Parameters for object recognition based collision check

Name	Unit	Type	Description	Default value
use_object_recognition	[-]	bool	flag whether to use object recognition for collision check	true
object_recognition_collision_check_soft_margins	[m]	vector[double]	soft margins for collision check when path generation. It is not strictly the distance between footprints, but the maximum distance when ego and objects are oriented.	[5.0, 4.5, 4.0, 3.5, 3.0, 2.5, 2.0, 1.5, 1.0]
object_recognition_collision_check_hard_margins	[m]	vector[double]	hard margins for collision check when path generation	[0.6]
object_recognition_collision_check_max_extra_stopping_margin	[m]	double	maximum value when adding longitudinal distance margin for collision check considering stopping distance	1.0
detection_bound_offset	[m]	double	expand pull over lane with this offset to make detection area for collision check of path generation	15.0

safety check

Perform safety checks on moving objects. If the object is determined to be dangerous, no path decision is made and no approval is given,

• path decision is not made and approval is not granted.
• After approval, the ego vehicle stops under deceleration and jerk constraints.
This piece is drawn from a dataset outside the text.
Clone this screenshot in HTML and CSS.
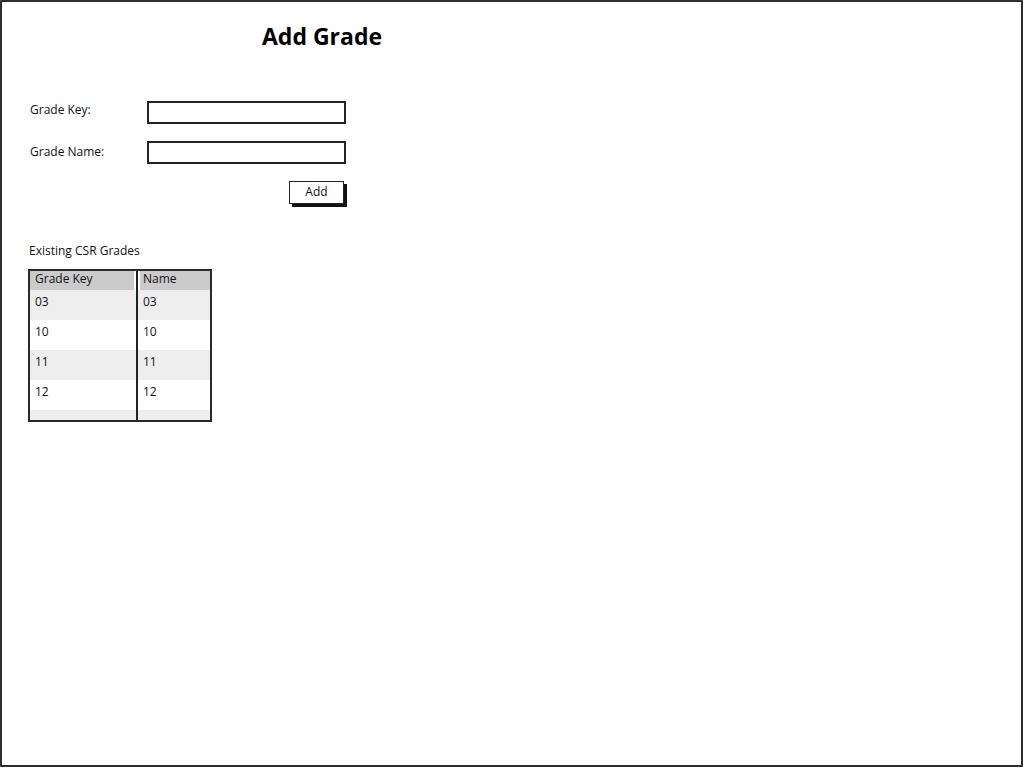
FILE: index.html
```html
<!DOCTYPE html>
<html>
<head>
<meta charset="utf-8">
<link rel="stylesheet" href="styles.css">
</head>
<body>
<div class="frame">
  <h1 class="title">Add Grade</h1>
  <div class="form">
    <div class="row">
      <label class="label">Grade Key:</label>
      <div class="input"></div>
    </div>
    <div class="row">
      <label class="label">Grade Name:</label>
      <div class="input"></div>
    </div>
    <div class="actions">
      <div class="button">Add</div>
    </div>
  </div>
  <div class="section-label">Existing CSR Grades</div>
  <div class="table">
    <div class="col col-key">
      <div class="th">Grade Key</div>
      <div class="td odd">03</div>
      <div class="td">10</div>
      <div class="td odd">11</div>
      <div class="td">12</div>
      <div class="td odd tail"></div>
    </div>
    <div class="col col-name">
      <div class="th">Name</div>
      <div class="td odd">03</div>
      <div class="td">10</div>
      <div class="td odd">11</div>
      <div class="td">12</div>
      <div class="td odd tail"></div>
    </div>
  </div>
</div>
</body>
</html>
```

FILE: styles.css
```css
html, body {
  margin: 0;
  padding: 0;
  background: #fff;
}
body {
  font-family: "Open Sans", "Liberation Sans", sans-serif;
  color: #111;
}
.frame {
  box-sizing: border-box;
  width: 1023px;
  height: 767px;
  border: 2px solid #2e2e2e;
  border-radius: 1px;
  padding: 0 0 0 28px;
}
.title {
  margin: 0;
  padding: 19px 0 0 232px;
  font-size: 23px;
  font-weight: 700;
  line-height: 30px;
  letter-spacing: 0;
  color: #000;
}
.form {
  margin-top: 50px;
  width: 317px;
}
.row {
  display: flex;
  align-items: center;
  height: 23px;
  margin-bottom: 17px;
}
.label {
  width: 117px;
  font-size: 12px;
  line-height: 16px;
  margin-top: -5px;
}
.row + .row .label {
  margin-top: -1px;
}
.input {
  box-sizing: border-box;
  width: 199px;
  height: 23px;
  border: 2px solid #222;
  background: #fff;
}
.actions {
  display: flex;
  justify-content: flex-end;
  margin-top: 0;
  padding-right: 3px;
}
.button {
  box-sizing: border-box;
  width: 55px;
  height: 23px;
  border: 1.5px solid #222;
  box-shadow: 3px 3px 0 #111;
  font-size: 12px;
  line-height: 19px;
  text-align: center;
  background: #fff;
}
.section-label {
  margin-top: 39px;
  margin-left: -1px;
  font-size: 12px;
  line-height: 16px;
}
.table {
  display: flex;
  width: 184px;
  margin-top: 10px;
  margin-left: -2px;
  box-sizing: border-box;
  border: 2px solid #2a2a2a;
}
.col-key {
  width: 106px;
  border-right: 2px solid #222;
}
.col-name {
  flex: 1;
}
.th {
  height: 19px;
  background: #cbcbcb;
  font-size: 12px;
  line-height: 16px;
  padding-left: 5px;
}
.col-key .th {
  margin-right: 2px;
}
.col-name .th {
  margin-left: 2px;
  padding-left: 3px;
}
.td {
  height: 30px;
  box-sizing: border-box;
  padding: 4px 0 0 5px;
  font-size: 12px;
  line-height: 16px;
  background: #fff;
}
.td.odd {
  background: #eeeeee;
}
.td.tail {
  height: 10px;
}
```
This module has two methods of safety check, RSS and integral_predicted_polygon.

RSS method is a method commonly used by other behavior path planner modules, see RSS based safety check utils explanation.

integral_predicted_polygon is a more safety-oriented method. This method is implemented because speeds during pull over are lower than during driving, and fewer objects travel along the edge of the lane. (It is sometimes too reactive and may be less available.) This method integrates the footprints of egos and objects at a given time and checks for collisions between them.
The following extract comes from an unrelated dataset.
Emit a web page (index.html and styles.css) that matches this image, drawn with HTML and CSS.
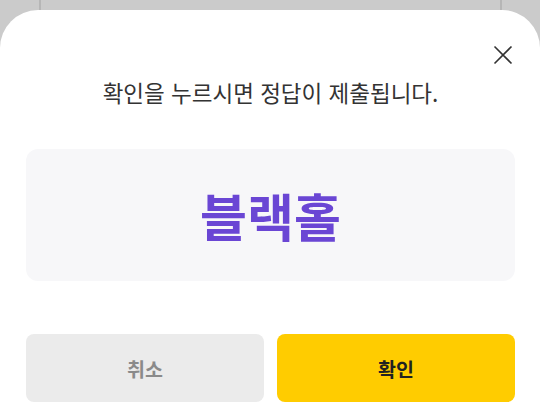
FILE: index.html
```html
<!DOCTYPE html>
<html lang="ko">
<head>
  <meta charset="UTF-8" />
  <meta name="viewport" content="width=device-width, initial-scale=1.0" />
  <title>정답 제출</title>
  <link rel="stylesheet" href="styles.css">
</head>
<body>

  <!-- 뒤에 깔린 화면 (어둡게) -->
  <div class="backdrop">
    <div class="under-card"></div>
  </div>

  <div class="sheet">
    <div class="sheet-top">
      <button class="close" aria-label="닫기">
        <svg width="20" height="20" viewBox="0 0 20 20">
          <path d="M1.5 1.5 L18.5 18.5 M18.5 1.5 L1.5 18.5" stroke="#333" stroke-width="1.6" fill="none" />
        </svg>
      </button>
    </div>

    <p class="message">확인을 누르시면 정답이 제출됩니다.</p>

    <div class="answer-box">
      <span class="answer">블랙홀</span>
    </div>

    <div class="buttons">
      <button class="btn btn-cancel">취소</button>
      <button class="btn btn-ok">확인</button>
    </div>
  </div>

</body>
</html>
```

FILE: styles.css
```css
html, body {
  margin: 0;
  padding: 0;
  height: 100%;
}

body {
  font-family: "Noto Sans CJK KR", "Noto Sans", sans-serif;
  background-color: #cbcbcb;
  overflow: hidden;
  position: relative;
}

.backdrop {
  height: 100%;
  padding: 0 38px 0 39px;
}

.under-card {
  height: 100%;
  border-left: 2px solid #b6b6b6;
  border-right: 2px solid #b6b6b6;
}

/* bottom sheet lies over the page */
.sheet {
  position: absolute;
  left: 0;
  right: 0;
  top: 10px;
  bottom: 0;
  background: #fff;
  border-radius: 38px 38px 0 0;
  padding: 0 25px 0 26px;
  box-sizing: border-box;
}

.sheet-top {
  display: flex;
  justify-content: flex-end;
  padding-top: 35px;
  padding-right: 2px;
}

.close {
  width: 20px;
  height: 20px;
  padding: 0;
  border: none;
  background: none;
  display: flex;
  cursor: pointer;
}

.message {
  margin: 12px 0 0;
  text-align: center;
  font-size: 22.5px;
  line-height: 30px;
  color: #333;
}

.answer-box {
  margin-top: 42px;
  height: 132px;
  background: #f7f7f9;
  border-radius: 12px;
  display: flex;
  align-items: center;
  justify-content: center;
}

.answer {
  font-size: 51px;
  font-weight: bold;
  color: #6a46d4;
  line-height: 1;
}

.buttons {
  margin-top: 53px;
  display: grid;
  grid-template-columns: 1fr 1fr;
  gap: 13px;
}

.btn {
  height: 68px;
  border: none;
  border-radius: 8px;
  font-family: inherit;
  font-size: 19.5px;
  font-weight: bold;
  cursor: pointer;
}

.btn-cancel {
  background: #ebebeb;
  color: #8a8a8a;
}

.btn-ok {
  background: #ffcc00;
  color: #222;
}
```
In addition, the safety check has a time hysteresis, and if the path is judged "safe" for a certain period of time(keep_unsafe_time), it is finally treated as "safe".
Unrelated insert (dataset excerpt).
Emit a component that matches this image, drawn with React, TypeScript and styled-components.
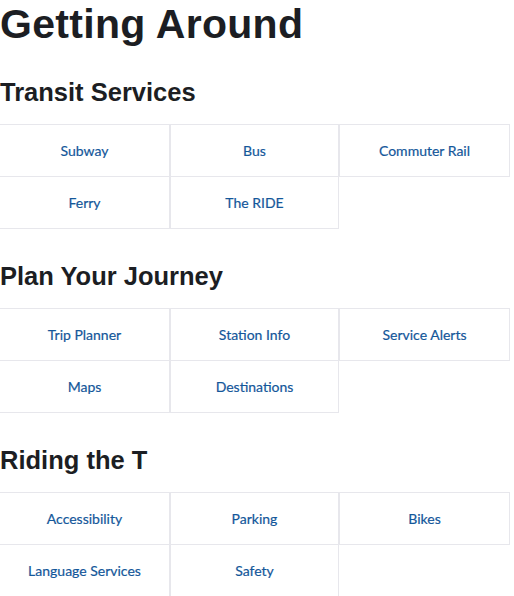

                         ==== is_safe
                         ---- current_is_safe
       is_safe
        ^
        |
        |                   time
      1 +--+    +---+       +---=========   +--+
        |  |    |   |       |           |   |  |
        |  |    |   |       |           |   |  |
        |  |    |   |       |           |   |  |
        |  |    |   |       |           |   |  |
      0 =========================-------==========--> t

Parameters for safety check

Name	Unit	Type	Description	Default value
method	[-]	string	method for safety check. RSS or integral_predicted_polygon	integral_predicted_polygon
keep_unsafe_time	[s]	double	safety check Hysteresis time. if the path is judged "safe" for the time it is finally treated as "safe".	3.0
check_all_predicted_path	-	bool	Flag to check all predicted paths	true
publish_debug_marker	-	bool	Flag to publish debug markers	false
collision_check_yaw_diff_threshold	[rad]	double	Maximum yaw difference between ego and object when executing rss-based collision checking	3.1416

Parameters for RSS safety check

Name	Unit	Type	Description	Default value
rear_vehicle_reaction_time	[s]	double	Reaction time for rear vehicles	2.0
rear_vehicle_safety_time_margin	[s]	double	Safety time margin for rear vehicles	1.0
lateral_distance_max_threshold	[m]	double	Maximum lateral distance threshold	2.0
longitudinal_distance_min_threshold	[m]	double	Minimum longitudinal distance threshold	3.0
longitudinal_velocity_delta_time	[s]	double	Delta time for longitudinal velocity	0.8

Parameters for integral_predicted_polygon safety check

Name	Unit	Type	Description	Default value
forward_margin	[m]	double	forward margin for ego footprint	1.0
backward_margin	[m]	double	backward margin for ego footprint	1.0
lat_margin	[m]	double	lateral margin for ego footprint	1.0
time_horizon	[s]	double	Time width to integrate each footprint	10.0

path deciding

When ego approached the start of the temporarily selected pull over path within the distance of decide_path_distance, if it is collision-free at that time and safe against dynamic objects, it transitions to DECIDING. And if those conditions hold for a certain period of time, it transitions to DECIDED and the selected path is fixed.

Open

Unimplemented parts / limitations

• Only shift pull over can be executed concurrently with other modules
• Parking in tight spots and securing margins are traded off. A mode is needed to reduce the margin by using a slower speed depending on the situation, but there is no mechanism for dynamic switching of speeds.
• Parking space available depends on visibility of objects, and sometimes parking decisions cannot be made properly.
• Margin to unrecognized objects(Not even unknown objects) depends on the occupancy grid. May get too close to unrecognized ground objects because the objects that are allowed to approach (e.g., grass, leaves) are indistinguishable.

Unimplemented parts / limitations for freespace parking

• When a short path is generated, the ego does can not drive with it.
• Complex cases take longer to generate or fail.
• The drivable area is not guaranteed to fit in the parking_lot.